**Description of the task**
Output each line exactly as it appears, skipping any embedded picture.

**Data shown**

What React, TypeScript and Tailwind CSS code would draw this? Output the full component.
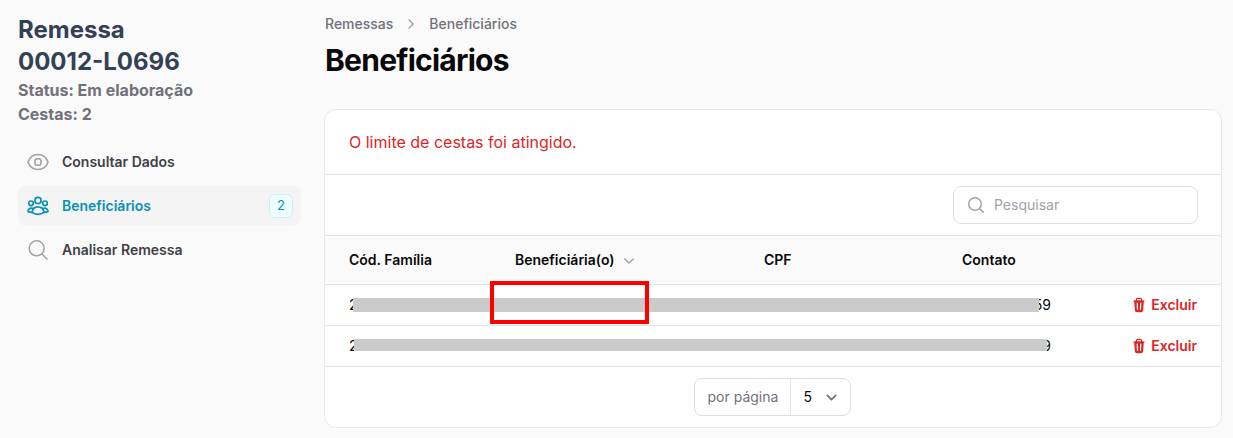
import type { ReactNode } from 'react';

function EyeIcon() {
  return (
    <svg viewBox="0 0 24 24" className="size-6 shrink-0 text-[#a1a1aa]" fill="none" stroke="currentColor" strokeWidth="1.6">
      <path d="M1.9 12C3.6 7.2 7.3 4.5 12 4.500S20.400 7.200 22.100 12C20.400 16.800 16.700 19.500 12 19.500S3.600 16.800 1.900 12Z" strokeLinejoin="round" />
      <rect x="9" y="8.800" width="6" height="6.400" rx="2.300" />
    </svg>
  );
}

function GroupIcon() {
  return (
    <svg viewBox="0 0 24 24" className="size-6 shrink-0 text-[#0891b2]" fill="none" stroke="currentColor" strokeWidth="1.7" strokeLinejoin="round" strokeLinecap="round">
      <circle cx="12" cy="6.400" r="3.100" />
      <circle cx="5" cy="9.300" r="2.300" />
      <circle cx="19" cy="9.300" r="2.300" />
      <path d="M6 18.400C6.400 14.900 8.700 12.900 12 12.900s5.600 2 6 5.500C16.200 19.800 14.200 20.300 12 20.300S7.800 19.800 6 18.400Z" />
      <path d="M6 18.400C4.500 18.400 3.100 18.100 2 17.500 2 15.500 3.500 14.200 5.500 14.200c.700 0 1.400.200 2 .500" />
      <path d="M18 18.400C19.500 18.400 20.900 18.100 22 17.500 22 15.500 20.500 14.200 18.500 14.200c-.700 0-1.400.200-2 .500" />
    </svg>
  );
}

function SearchIcon() {
  return (
    <svg viewBox="0 0 24 24" className="size-6 shrink-0 text-[#a1a1aa]" fill="none" stroke="currentColor" strokeWidth="1.5" strokeLinecap="round">
      <path d="m21 21-5.200-5.200m0 0A7.500 7.500 0 1 0 5.200 5.200a7.500 7.500 0 0 0 10.600 10.600Z" />
    </svg>
  );
}

function MiniSearchIcon() {
  return (
    <svg viewBox="0 0 20 20" className="size-5 shrink-0" fill="none" stroke="currentColor" strokeWidth="1.5" strokeLinecap="round">
      <circle cx="9" cy="9" r="6.250" />
      <path d="m13.500 13.500 3.750 3.750" />
    </svg>
  );
}

function TrashIcon() {
  return (
    <svg viewBox="0 0 20 20" className="size-4" fill="currentColor">
      <path fillRule="evenodd" clipRule="evenodd" d="M8.750 1A2.750 2.750 0 0 0 6 3.750v.443c-.795.077-1.584.176-2.365.298a.750.750 0 1 0 .230 1.482l.149-.022.841 10.518A2.750 2.750 0 0 0 7.596 19h4.807a2.750 2.750 0 0 0 2.742-2.530l.841-10.520.149.023a.750.750 0 0 0 .230-1.482A41.030 41.030 0 0 0 14 4.193V3.750A2.750 2.750 0 0 0 11.250 1h-2.500ZM10 4c.840 0 1.673.025 2.500.075V3.750c0-.690-.560-1.250-1.250-1.250h-2.500c-.690 0-1.250.560-1.250 1.250v.325C8.327 4.025 9.160 4 10 4ZM8.580 7.720a.750.750 0 0 0-1.500.060l.300 7.500a.750.750 0 1 0 1.500-.060l-.300-7.500Zm4.340.060a.750.750 0 1 0-1.500-.060l-.300 7.500a.750.750 0 1 0 1.500.060l.300-7.500Z" />
    </svg>
  );
}

function Chevron({ d, className }: { d: string; className: string }) {
  return (
    <svg viewBox="0 0 20 20" className={className} fill="none" stroke="currentColor" strokeLinecap="round" strokeLinejoin="round">
      <path d={d} />
    </svg>
  );
}

function NavItem({ icon, label, badge }: { icon: ReactNode; label: string; badge?: string }) {
  return (
    <a className={badge ? 'flex h-10 items-center gap-3 rounded-lg bg-[#f4f4f5] px-2 text-[#0891b2]' : 'flex h-10 items-center gap-3 rounded-lg px-2 text-[#3f3f46]'}>
      {icon}
      <span className="flex-1 text-sm font-semibold">{label}</span>
      {badge && (
        <span className="flex h-6 w-6 items-center justify-center rounded-md border border-[#ceeff6] bg-[#ecfeff] text-[13px] font-normal">{badge}</span>
      )}
    </a>
  );
}

function Row({ end, bar }: { end: string; bar: string }) {
  return (
    <div className="relative flex h-[41px] items-center border-b border-[#e4e4e7] px-6 text-sm">
      <span className="w-[613px]">2</span>
      <span className="w-[89px] text-right">{end}</span>
      <div className={bar} />
      <button className="ml-auto flex items-center gap-1 font-semibold text-[#dc2626]">
        <TrashIcon />
        Excluir
      </button>
    </div>
  );
}

export default function App() {
  return (
    <div className="flex h-[438px] w-[1233px] overflow-hidden bg-[#fafafa] font-['Inter',sans-serif] text-[#09090b]">
      <aside className="w-[324px] shrink-0 pl-[18px] pr-[23px] pt-[14px]">
        <h2 className="text-2xl/8 font-bold text-[#334155]">Remessa<br />00012-L0696</h2>
        <p className="text-base/6 font-bold text-[#71717a]">Status: Em elaboração<br />Cestas: 2</p>
        <nav className="mt-4 flex flex-col gap-1">
          <NavItem icon={<EyeIcon />} label="Consultar Dados" />
          <NavItem icon={<GroupIcon />} label="Beneficiários" badge="2" />
          <NavItem icon={<SearchIcon />} label="Analisar Remessa" />
        </nav>
      </aside>
      <main className="w-[898px] shrink-0 pt-[14px]">
        <div className="flex items-center gap-2 pl-px text-sm font-medium text-[#71717a]">
          <span>Remessas</span>
          <Chevron d="m8 6 4.200 4-4.200 4" className="size-5 stroke-[1.5] text-[#a1a1aa]" />
          <span>Beneficiários</span>
        </div>
        <h1 className="mt-2 pl-px text-3xl/9 font-bold tracking-tight">Beneficiários</h1>
        <section className="mt-[31px] h-[319px] overflow-hidden rounded-xl border border-[#e7e7e9] bg-white">
          <div className="flex h-[65px] items-center border-b border-[#e4e4e7] px-6 text-base text-[#dc2626]">O limite de cestas foi atingido.</div>
          <div className="flex h-[61px] items-center justify-end border-b border-[#e4e4e7] pr-[23px]">
            <div className="flex h-[38px] w-[245px] items-center gap-2 rounded-lg border border-[#dfdfe1] px-3 text-sm text-[#a1a1aa]">
              <MiniSearchIcon />
              Pesquisar
            </div>
          </div>
          <div className="flex h-[49px] items-center border-b border-[#e4e4e7] bg-[#fafafa] px-6 text-sm font-semibold">
            <span className="w-[166px]">Cód. Família</span>
            <span className="flex w-[249px] items-center gap-1">
              Beneficiária(o)
              <Chevron d="m5.700 9 4.300 4 4.300-4" className="size-5 stroke-[1.5] text-[#a1a1aa]" />
            </span>
            <span className="w-[198px]">CPF</span>
            <span>Contato</span>
          </div>
          <div className="relative">
            <Row end="59" bar="absolute left-[28px] top-[13px] h-[14px] w-[686px] bg-[#cbcbcb]" />
            <Row end="9" bar="absolute left-[29px] top-[13px] h-[12px] w-[693px] bg-[#cbcbcb]" />
            <div className="absolute left-[165px] top-[-4px] h-[43px] w-[159px] border-4 border-[#ff0000]" />
          </div>
          <div className="flex h-[60px] items-center justify-center pr-[2px]">
            <div className="flex h-[38px] w-[157px] items-center rounded-lg border border-[#dfdfe1] text-sm">
              <span className="flex h-full w-[96px] items-center border-r border-[#e4e4e7] pl-[13px] text-[#71717a]">por página</span>
              <span className="w-6 pl-[13px]">5</span>
              <Chevron d="m6 8 4 4 4-4" className="ml-1.5 size-[21px] stroke-[1.6] text-[#6b7280]" />
            </div>
          </div>
        </section>
      </main>
    </div>
  );
}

**Full answer**
What React, TypeScript and Tailwind CSS code would draw this? Output the full component.
import type { ReactNode } from 'react';

function EyeIcon() {
  return (
    <svg viewBox="0 0 24 24" className="size-6 shrink-0 text-[#a1a1aa]" fill="none" stroke="currentColor" strokeWidth="1.6">
      <path d="M1.9 12C3.6 7.2 7.3 4.5 12 4.500S20.400 7.200 22.100 12C20.400 16.800 16.700 19.500 12 19.500S3.600 16.800 1.900 12Z" strokeLinejoin="round" />
      <rect x="9" y="8.800" width="6" height="6.400" rx="2.300" />
    </svg>
  );
}

function GroupIcon() {
  return (
    <svg viewBox="0 0 24 24" className="size-6 shrink-0 text-[#0891b2]" fill="none" stroke="currentColor" strokeWidth="1.7" strokeLinejoin="round" strokeLinecap="round">
      <circle cx="12" cy="6.400" r="3.100" />
      <circle cx="5" cy="9.300" r="2.300" />
      <circle cx="19" cy="9.300" r="2.300" />
      <path d="M6 18.400C6.400 14.900 8.700 12.900 12 12.900s5.600 2 6 5.500C16.200 19.800 14.200 20.300 12 20.300S7.800 19.800 6 18.400Z" />
      <path d="M6 18.400C4.500 18.400 3.100 18.100 2 17.500 2 15.500 3.500 14.200 5.500 14.200c.700 0 1.400.200 2 .500" />
      <path d="M18 18.400C19.500 18.400 20.900 18.100 22 17.500 22 15.500 20.500 14.200 18.500 14.200c-.700 0-1.400.200-2 .500" />
    </svg>
  );
}

function SearchIcon() {
  return (
    <svg viewBox="0 0 24 24" className="size-6 shrink-0 text-[#a1a1aa]" fill="none" stroke="currentColor" strokeWidth="1.5" strokeLinecap="round">
      <path d="m21 21-5.200-5.200m0 0A7.500 7.500 0 1 0 5.200 5.200a7.500 7.500 0 0 0 10.600 10.600Z" />
    </svg>
  );
}

function MiniSearchIcon() {
  return (
    <svg viewBox="0 0 20 20" className="size-5 shrink-0" fill="none" stroke="currentColor" strokeWidth="1.5" strokeLinecap="round">
      <circle cx="9" cy="9" r="6.250" />
      <path d="m13.500 13.500 3.750 3.750" />
    </svg>
  );
}

function TrashIcon() {
  return (
    <svg viewBox="0 0 20 20" className="size-4" fill="currentColor">
      <path fillRule="evenodd" clipRule="evenodd" d="M8.750 1A2.750 2.750 0 0 0 6 3.750v.443c-.795.077-1.584.176-2.365.298a.750.750 0 1 0 .230 1.482l.149-.022.841 10.518A2.750 2.750 0 0 0 7.596 19h4.807a2.750 2.750 0 0 0 2.742-2.530l.841-10.520.149.023a.750.750 0 0 0 .230-1.482A41.030 41.030 0 0 0 14 4.193V3.750A2.750 2.750 0 0 0 11.250 1h-2.500ZM10 4c.840 0 1.673.025 2.500.075V3.750c0-.690-.560-1.250-1.250-1.250h-2.500c-.690 0-1.250.560-1.250 1.250v.325C8.327 4.025 9.160 4 10 4ZM8.580 7.720a.750.750 0 0 0-1.500.060l.300 7.500a.750.750 0 1 0 1.500-.060l-.300-7.500Zm4.340.060a.750.750 0 1 0-1.500-.060l-.300 7.500a.750.750 0 1 0 1.500.060l.300-7.500Z" />
    </svg>
  );
}

function Chevron({ d, className }: { d: string; className: string }) {
  return (
    <svg viewBox="0 0 20 20" className={className} fill="none" stroke="currentColor" strokeLinecap="round" strokeLinejoin="round">
      <path d={d} />
    </svg>
  );
}

function NavItem({ icon, label, badge }: { icon: ReactNode; label: string; badge?: string }) {
  return (
    <a className={badge ? 'flex h-10 items-center gap-3 rounded-lg bg-[#f4f4f5] px-2 text-[#0891b2]' : 'flex h-10 items-center gap-3 rounded-lg px-2 text-[#3f3f46]'}>
      {icon}
      <span className="flex-1 text-sm font-semibold">{label}</span>
      {badge && (
        <span className="flex h-6 w-6 items-center justify-center rounded-md border border-[#ceeff6] bg-[#ecfeff] text-[13px] font-normal">{badge}</span>
      )}
    </a>
  );
}

function Row({ end, bar }: { end: string; bar: string }) {
  return (
    <div className="relative flex h-[41px] items-center border-b border-[#e4e4e7] px-6 text-sm">
      <span className="w-[613px]">2</span>
      <span className="w-[89px] text-right">{end}</span>
      <div className={bar} />
      <button className="ml-auto flex items-center gap-1 font-semibold text-[#dc2626]">
        <TrashIcon />
        Excluir
      </button>
    </div>
  );
}

export default function App() {
  return (
    <div className="flex h-[438px] w-[1233px] overflow-hidden bg-[#fafafa] font-['Inter',sans-serif] text-[#09090b]">
      <aside className="w-[324px] shrink-0 pl-[18px] pr-[23px] pt-[14px]">
        <h2 className="text-2xl/8 font-bold text-[#334155]">Remessa<br />00012-L0696</h2>
        <p className="text-base/6 font-bold text-[#71717a]">Status: Em elaboração<br />Cestas: 2</p>
        <nav className="mt-4 flex flex-col gap-1">
          <NavItem icon={<EyeIcon />} label="Consultar Dados" />
          <NavItem icon={<GroupIcon />} label="Beneficiários" badge="2" />
          <NavItem icon={<SearchIcon />} label="Analisar Remessa" />
        </nav>
      </aside>
      <main className="w-[898px] shrink-0 pt-[14px]">
        <div className="flex items-center gap-2 pl-px text-sm font-medium text-[#71717a]">
          <span>Remessas</span>
          <Chevron d="m8 6 4.200 4-4.200 4" className="size-5 stroke-[1.5] text-[#a1a1aa]" />
          <span>Beneficiários</span>
        </div>
        <h1 className="mt-2 pl-px text-3xl/9 font-bold tracking-tight">Beneficiários</h1>
        <section className="mt-[31px] h-[319px] overflow-hidden rounded-xl border border-[#e7e7e9] bg-white">
          <div className="flex h-[65px] items-center border-b border-[#e4e4e7] px-6 text-base text-[#dc2626]">O limite de cestas foi atingido.</div>
          <div className="flex h-[61px] items-center justify-end border-b border-[#e4e4e7] pr-[23px]">
            <div className="flex h-[38px] w-[245px] items-center gap-2 rounded-lg border border-[#dfdfe1] px-3 text-sm text-[#a1a1aa]">
              <MiniSearchIcon />
              Pesquisar
            </div>
          </div>
          <div className="flex h-[49px] items-center border-b border-[#e4e4e7] bg-[#fafafa] px-6 text-sm font-semibold">
            <span className="w-[166px]">Cód. Família</span>
            <span className="flex w-[249px] items-center gap-1">
              Beneficiária(o)
              <Chevron d="m5.700 9 4.300 4 4.300-4" className="size-5 stroke-[1.5] text-[#a1a1aa]" />
            </span>
            <span className="w-[198px]">CPF</span>
            <span>Contato</span>
          </div>
          <div className="relative">
            <Row end="59" bar="absolute left-[28px] top-[13px] h-[14px] w-[686px] bg-[#cbcbcb]" />
            <Row end="9" bar="absolute left-[29px] top-[13px] h-[12px] w-[693px] bg-[#cbcbcb]" />
            <div className="absolute left-[165px] top-[-4px] h-[43px] w-[159px] border-4 border-[#ff0000]" />
          </div>
          <div className="flex h-[60px] items-center justify-center pr-[2px]">
            <div className="flex h-[38px] w-[157px] items-center rounded-lg border border-[#dfdfe1] text-sm">
              <span className="flex h-full w-[96px] items-center border-r border-[#e4e4e7] pl-[13px] text-[#71717a]">por página</span>
              <span className="w-6 pl-[13px]">5</span>
              <Chevron d="m6 8 4 4 4-4" className="ml-1.5 size-[21px] stroke-[1.6] text-[#6b7280]" />
            </div>
          </div>
        </section>
      </main>
    </div>
  );
}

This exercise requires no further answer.